- [GIVEN REQUEST]: Search the data below for the string "React". Extract every line that contains it.
** start **
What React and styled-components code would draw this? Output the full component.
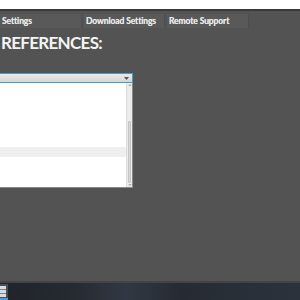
import React from "react";
import styled, { createGlobalStyle } from "styled-components";

const Global = createGlobalStyle`
  html, body { margin: 0; padding: 0; }
  body { width: 300px; height: 300px; overflow: hidden; background: #fff; }
`;

const Page = styled.div`
  width: 300px;
  height: 300px;
  display: flex;
  flex-direction: column;
  font-family: Lato, "Open Sans", sans-serif;
`;

const TopStrip = styled.div`
  height: 9px;
  background: #ffffff;
`;

const Rule = styled.div`
  height: 2px;
  background: #3a3a3a;
`;

const Main = styled.div`
  flex: 1;
  background: #535353;
  padding-top: 3px;
  display: flex;
  flex-direction: column;
`;

const TabRow = styled.div`
  display: flex;
  gap: 2px;
  height: 14px;
`;

const Tab = styled.div`
  width: ${(p) => p.$w}px;
  height: 14px;
  box-sizing: border-box;
  background: #595959;
  border-right: 1px solid #4e4e4e;
  color: #e6e6e6;
  font-weight: 700;
  font-size: 8.5px;
  line-height: 14px;
  padding-left: 2px;
  white-space: nowrap;
  letter-spacing: -0.1px;
  text-shadow: 0 0 0.4px #e6e6e6;
`;

const Heading = styled.div`
  margin-top: 6px;
  padding-left: 1px;
  color: #f4f4f4;
  font-weight: 700;
  font-size: 17px;
  letter-spacing: -0.7px;
  line-height: 18px;
  height: 18px;
`;

const Panel = styled.div`
  margin-top: 21px;
  width: 133px;
  display: flex;
  flex-direction: column;
`;

const Combo = styled.div`
  height: 10px;
  box-sizing: border-box;
  border: 1px solid #3fa0c6;
  border-left: none;
  background: linear-gradient(#e9e9e9, #d6d6d6);
  display: flex;
  justify-content: flex-end;
  align-items: center;
  padding-right: 3px;
`;

const List = styled.div`
  height: 105px;
  box-sizing: border-box;
  background: #ffffff;
  border-right: 1px solid #8a8a8a;
  border-bottom: 1px solid #8a8a8a;
  display: flex;
`;

const Rows = styled.div`
  flex: 1;
  display: flex;
  flex-direction: column;
  padding-top: 64px;
`;

const Row = styled.div`
  height: 10px;
  background: ${(p) => (p.$sel ? "#efefef" : "transparent")};
`;

const Scroll = styled.div`
  width: 6px;
  background: #ececec;
  border-left: 1px solid #dcdcdc;
  display: flex;
  flex-direction: column;
  align-items: center;
  padding: 1px 0;
  box-sizing: border-box;
`;

const ScrollArrow = styled.div`
  width: 0;
  height: 0;
  border-left: 2px solid transparent;
  border-right: 2px solid transparent;
  ${(p) => (p.$up ? "border-bottom: 2px solid #b0b0b0;" : "border-top: 2px solid #b0b0b0;")}
`;

const Track = styled.div`
  flex: 1;
  width: 100%;
  display: flex;
  flex-direction: column;
  padding: 35px 1px 1px;
  box-sizing: border-box;
`;

const Thumb = styled.div`
  flex: 1;
  background: #d9d9d9;
  border: 1px solid #c4c4c4;
  border-radius: 1px;
`;

const Spacer = styled.div`
  flex: 1;
`;

const Taskbar = styled.div`
  height: 17px;
  border-top: 2px solid #444;
  background: linear-gradient(90deg, #20242a 0%, #262a31 25%, #323843 42%, #262b33 60%, #2a3039 85%, #2c323b 100%);
  display: flex;
  align-items: flex-end;
`;

const StartIcon = styled.div`
  width: 8px;
  height: 16px;
  display: flex;
`;

export default function App() {
  return (
    <Page>
      <Global />
      <TopStrip />
      <Rule />
      <Main>
        <TabRow>
          <Tab $w={82}>Settings</Tab>
          <Tab $w={81}>Download Settings</Tab>
          <Tab $w={82}>Remote Support</Tab>
        </TabRow>
        <Heading>REFERENCES:</Heading>
        <Panel>
          <Combo>
            <svg width="5" height="3" viewBox="0 0 5 3">
              <path d="M0 0 H5 L2.5 3 Z" fill="#555" />
            </svg>
          </Combo>
          <List>
            <Rows>
              <Row $sel />
            </Rows>
            <Scroll>
              <ScrollArrow $up />
              <Track>
                <Thumb />
              </Track>
              <ScrollArrow />
            </Scroll>
          </List>
        </Panel>
        <Spacer />
      </Main>
      <Taskbar>
        <StartIcon>
          <svg width="8" height="16" viewBox="0 0 8 16">
            <rect x="0" y="0" width="8" height="16" fill="#4a4f57" />
            <rect x="0" y="2" width="6" height="11" fill="#d8dde3" />
            <rect x="0" y="5" width="6" height="1" fill="#7a8290" />
            <rect x="0" y="9" width="6" height="1" fill="#7a8290" />
            <rect x="0" y="14" width="8" height="2" fill="#4a9fe0" />
          </svg>
        </StartIcon>
      </Taskbar>
    </Page>
  );
}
** end **
- [RESULT BELOW]:
What React and styled-components code would draw this? Output the full component.
import React from "react";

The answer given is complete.